Collaborative research

In 2009 Sephis has launched an “Africa-Asia-Latin America” collaborative research grants programme. The main objective of the programme is to involve more scholars in the South in inter-regional and international comparative research networks. Trained in the adverse circumstances of structural adjustment programmes and a deepening economic crisis, most researchers in the South face severe obstacles in doing comparative research and working in and with the global academic community.

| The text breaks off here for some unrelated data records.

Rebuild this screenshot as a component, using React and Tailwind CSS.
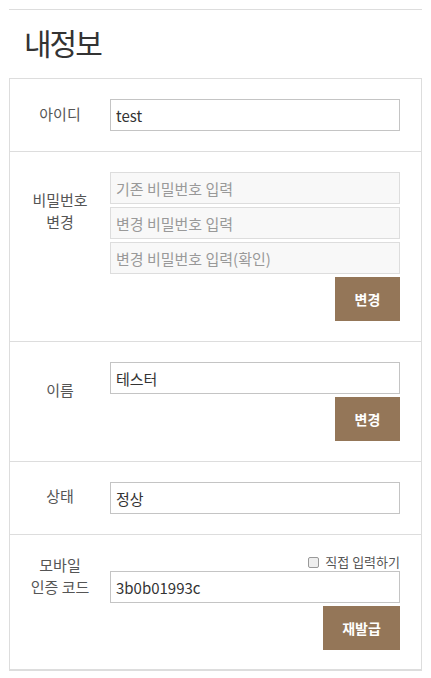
import React from 'react';

const font = { fontFamily: '"Noto Sans CJK KR", "Noto Sans", sans-serif' };

const Field = ({ value, placeholder, muted }) => (
    <input
        readOnly
        defaultValue={value}
        placeholder={placeholder}
        className={
            'block w-full h-[32px] px-[5px] text-[15px] text-[#333] placeholder:text-[#999] outline-none ' +
            (muted ? 'bg-[#f8f8f8] border border-[#ddd]' : 'bg-white border border-[#c4c4c4]')
        }
    />
);

const BrownButton = ({ children, w }) => (
    <div className="flex justify-end mt-[3px]">
        <button className={'h-[44px] bg-[#947658] text-white text-[14px] font-bold ' + w}>
            {children}
        </button>
    </div>
);

const Row = ({ label, labelPad, children, last }) => (
    <div className={'flex ' + (last ? 'border-b-2 border-[#ddd]' : 'border-b border-[#ddd]')}>
        <div className={'w-[100px] shrink-0 text-center text-[15px] leading-[22px] text-[#555] ' + labelPad}>
            {label}
        </div>
        <div className={'flex-1 pr-[21px] pt-[20px] ' + (last ? 'pb-[19px]' : 'pb-[20px]')}>{children}</div>
    </div>
);

export default function App() {
    return (
        <div className="bg-white min-h-[678px] pt-[9px]" style={font}>
            <div className="mx-[9px] border-t border-[#ddd]">
                <h1 className="pl-[15px] pt-[12px] pb-[15px] text-[30px] leading-[41px] text-[#333] tracking-[-2px]">
                    내정보
                </h1>
                <div className="border-t border-x border-[#ddd]">
                    <Row label="아이디" labelPad="pt-[24px]">
                        <Field value="test" />
                    </Row>
                    <Row label={<>비밀번호<br />변경</>} labelPad="pt-[37px]">
                        <div className="flex flex-col gap-[3px]">
                            <Field muted placeholder="기존 비밀번호 입력" />
                            <Field muted placeholder="변경 비밀번호 입력" />
                            <Field muted placeholder="변경 비밀번호 입력(확인)" />
                        </div>
                        <BrownButton w="w-[65px]">변경</BrownButton>
                    </Row>
                    <Row label="이름" labelPad="pt-[37px]">
                        <Field value="테스터" />
                        <BrownButton w="w-[65px]">변경</BrownButton>
                    </Row>
                    <Row label="상태" labelPad="pt-[23px]">
                        <Field value="정상" />
                    </Row>
                    <Row label={<>모바일<br />인증 코드</>} labelPad="pt-[19px]" last>
                        <label className="flex items-center justify-end gap-[6px] h-[14px] mb-[2px] text-[13px] text-[#555]">
                            <span className="w-[11px] h-[11px] rounded-[2px] border border-[#999] bg-[#eee]" />
                            직접 입력하기
                        </label>
                        <Field value="3b0b01993c" />
                        <BrownButton w="w-[77px]">재발급</BrownButton>
                    </Row>
                </div>
            </div>
        </div>
    );
}
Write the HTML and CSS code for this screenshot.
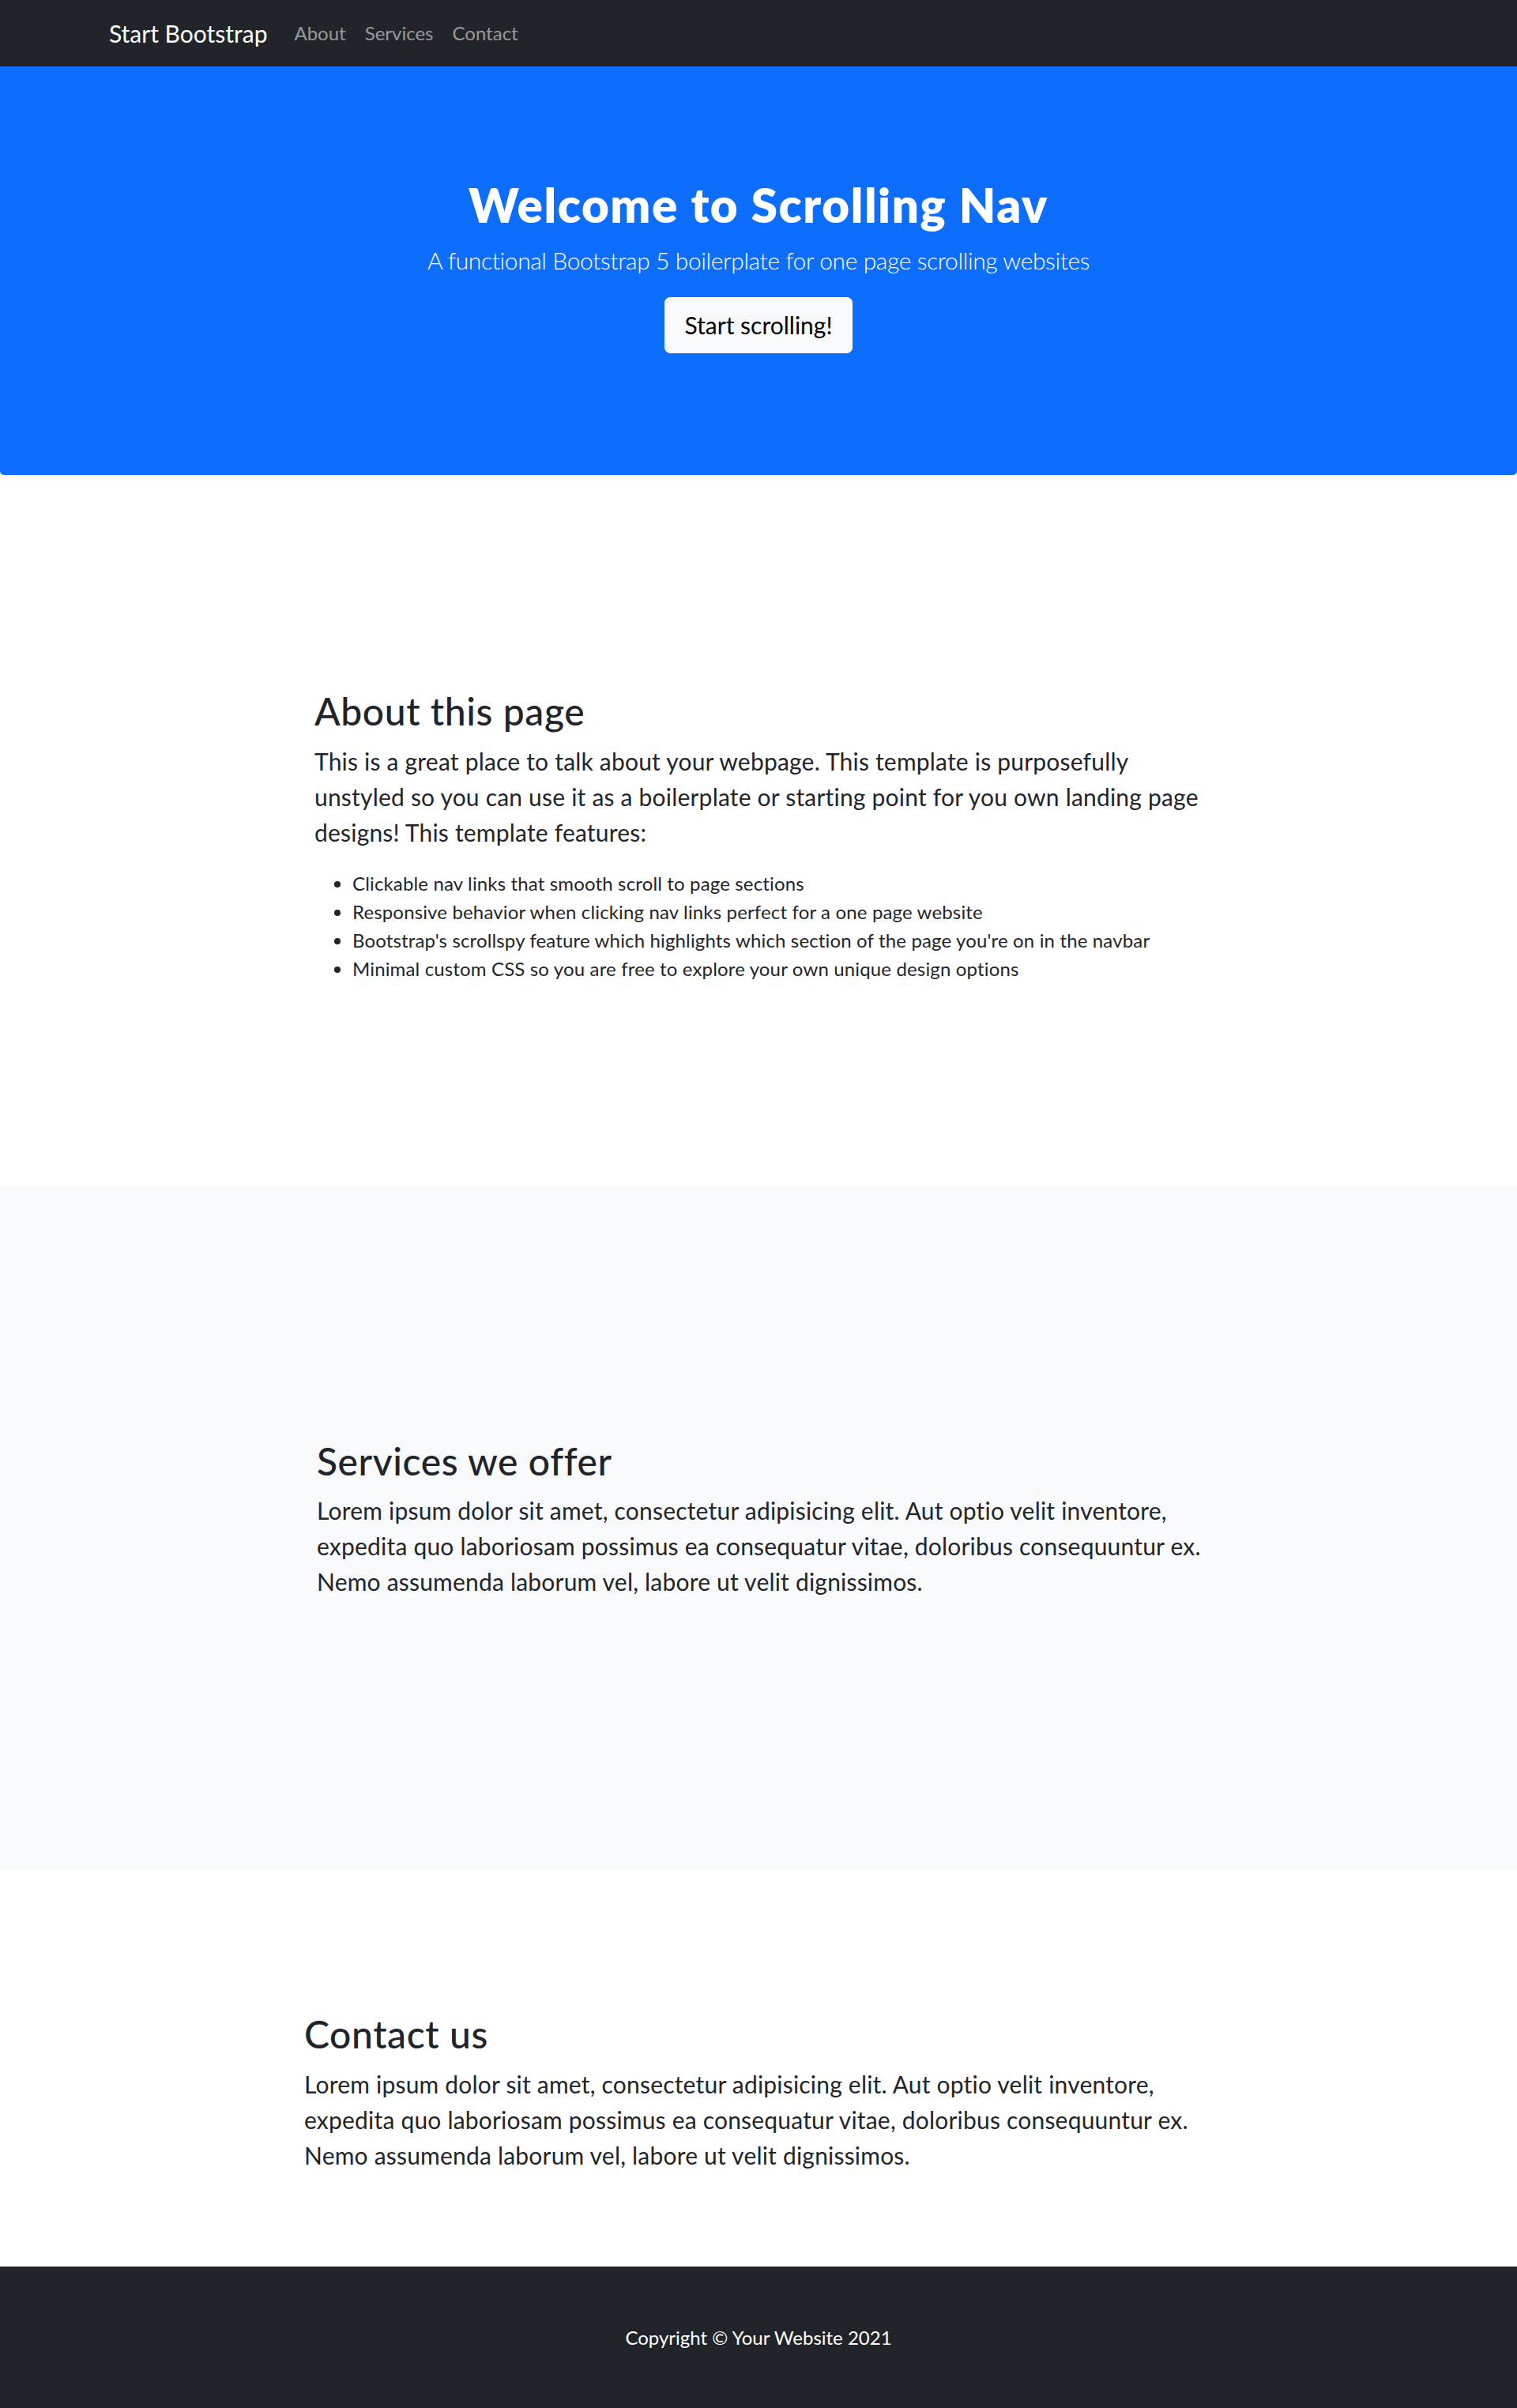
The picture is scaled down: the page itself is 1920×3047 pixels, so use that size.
FILE: index.html
```html
<!DOCTYPE html>
<html lang="en">
<head>
<meta charset="utf-8">
<title>Scrolling Nav - Start Bootstrap Template</title>
<link rel="stylesheet" href="styles.css">
</head>
<body>
<nav class="navbar">
  <a class="brand" href="#page-top">Start Bootstrap</a>
  <ul class="nav-links">
    <li><a href="#about">About</a></li>
    <li><a href="#services">Services</a></li>
    <li><a href="#contact">Contact</a></li>
  </ul>
</nav>
<header class="hero">
  <h1 class="hero-title">Welcome to Scrolling Nav</h1>
  <p class="hero-lead">A functional Bootstrap 5 boilerplate for one page scrolling websites</p>
  <a class="btn-light" href="#about">Start scrolling!</a>
</header>
<section class="section section-about" id="about">
  <div class="content content-about">
    <h2 class="section-title">About this page</h2>
    <p class="lead">This is a great place to talk about your webpage. This template is purposefully unstyled so you can use it as a boilerplate or starting point for you own landing page designs! This template features:</p>
    <ul class="features">
      <li>Clickable nav links that smooth scroll to page sections</li>
      <li>Responsive behavior when clicking nav links perfect for a one page website</li>
      <li>Bootstrap's scrollspy feature which highlights which section of the page you're on in the navbar</li>
      <li>Minimal custom CSS so you are free to explore your own unique design options</li>
    </ul>
  </div>
</section>
<section class="section section-services" id="services">
  <div class="content content-services">
    <h2 class="section-title">Services we offer</h2>
    <p class="lead">Lorem ipsum dolor sit amet, consectetur adipisicing elit. Aut optio velit inventore, expedita quo laboriosam possimus ea consequatur vitae, doloribus consequuntur ex. Nemo assumenda laborum vel, labore ut velit dignissimos.</p>
  </div>
</section>
<section class="section section-contact" id="contact">
  <div class="content content-contact">
    <h2 class="section-title">Contact us</h2>
    <p class="lead">Lorem ipsum dolor sit amet, consectetur adipisicing elit. Aut optio velit inventore, expedita quo laboriosam possimus ea consequatur vitae, doloribus consequuntur ex. Nemo assumenda laborum vel, labore ut velit dignissimos.</p>
  </div>
</section>
<footer class="footer">
  <p class="copyright">Copyright &copy; Your Website 2021</p>
</footer>
</body>
</html>
```
FILE: styles.css
```css
* { box-sizing: border-box; }
html, body { margin: 0; padding: 0; }
body {
  font-family: Lato, "Open Sans", "Liberation Sans", sans-serif;
  font-size: 24px;
  line-height: 1.5;
  color: #212529;
  background: #fff;
}
a { text-decoration: none; }

.navbar {
  height: 84px;
  background: #212529;
  display: flex;
  align-items: center;
  padding-left: 138px;
}
.brand {
  color: #fff;
  font-size: 30px;
  line-height: 45px;
  margin-right: 22px;
}
.nav-links {
  list-style: none;
  margin: 0;
  padding: 0;
  display: flex;
}
.nav-links a {
  display: block;
  padding: 0 12px;
  font-size: 24px;
  line-height: 36px;
  color: rgba(255, 255, 255, 0.55);
}

.hero {
  background: #0d6efd;
  color: #fff;
  text-align: center;
  padding: 139px 24px 154px;
  border-radius: 0 0 5px 5px;
}
.hero-title {
  margin: 0 0 12px;
  font-size: 60px;
  line-height: 1.2;
  font-weight: 800;
  letter-spacing: 1.6px;
}
.hero-lead {
  margin: 0 0 24px;
  font-size: 30px;
  line-height: 45px;
  font-weight: 300;
  letter-spacing: -0.4px;
}
.btn-light {
  display: inline-block;
  background: #f8f9fa;
  border: 1px solid #f8f9fa;
  color: #000;
  font-size: 30px;
  line-height: 45px;
  padding: 12px 24px;
  border-radius: 7px;
}

.section-about { padding: 270px 0 233px; }
.section-services { background: #f8f9fa; padding: 319px 0 318px; }
.section-contact { padding: 179px 0 94px; }

.content-about { width: 1135px; margin-left: 398px; }
.content-services { width: 1135px; margin-left: 401px; }
.content-contact { width: 1150px; margin-left: 385px; }

.section-title {
  margin: 0 0 12px;
  font-size: 48px;
  line-height: 1.2;
  font-weight: 500;
  letter-spacing: 0.6px;
}
.lead {
  margin: 0 0 24px;
  font-size: 30px;
  line-height: 45px;
  font-weight: 400;
  letter-spacing: 0.2px;
}
.features {
  margin: 0 0 24px;
  padding-left: 48px;
  font-size: 24px;
  line-height: 36px;
  letter-spacing: 0.15px;
}

.footer {
  background: #212529;
  padding: 72px 0;
  text-align: center;
}
.copyright {
  margin: 0;
  color: #fff;
  font-size: 24px;
  line-height: 36px;
}
```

The broad theme of the collaborative research programme is “Rethinking Histories, Nations and Trans-Regional Connections”. Since the 1970s social scientists and historians have been concerned with redefining their disciplines as well as the objects and forms of narration including the non-academic and non-Western ways of writing and circulating knowledge. The issues raised in the context of the debates have been methodological, theoretical as well as geographical - questioning Europe and the West as the master references in relation to colonial and postcolonial peripheries. This collaborative research programme aims to enable further South-South comparative historical research, to break out of the mould of the usual comparisons and push the boundaries of the comparative method.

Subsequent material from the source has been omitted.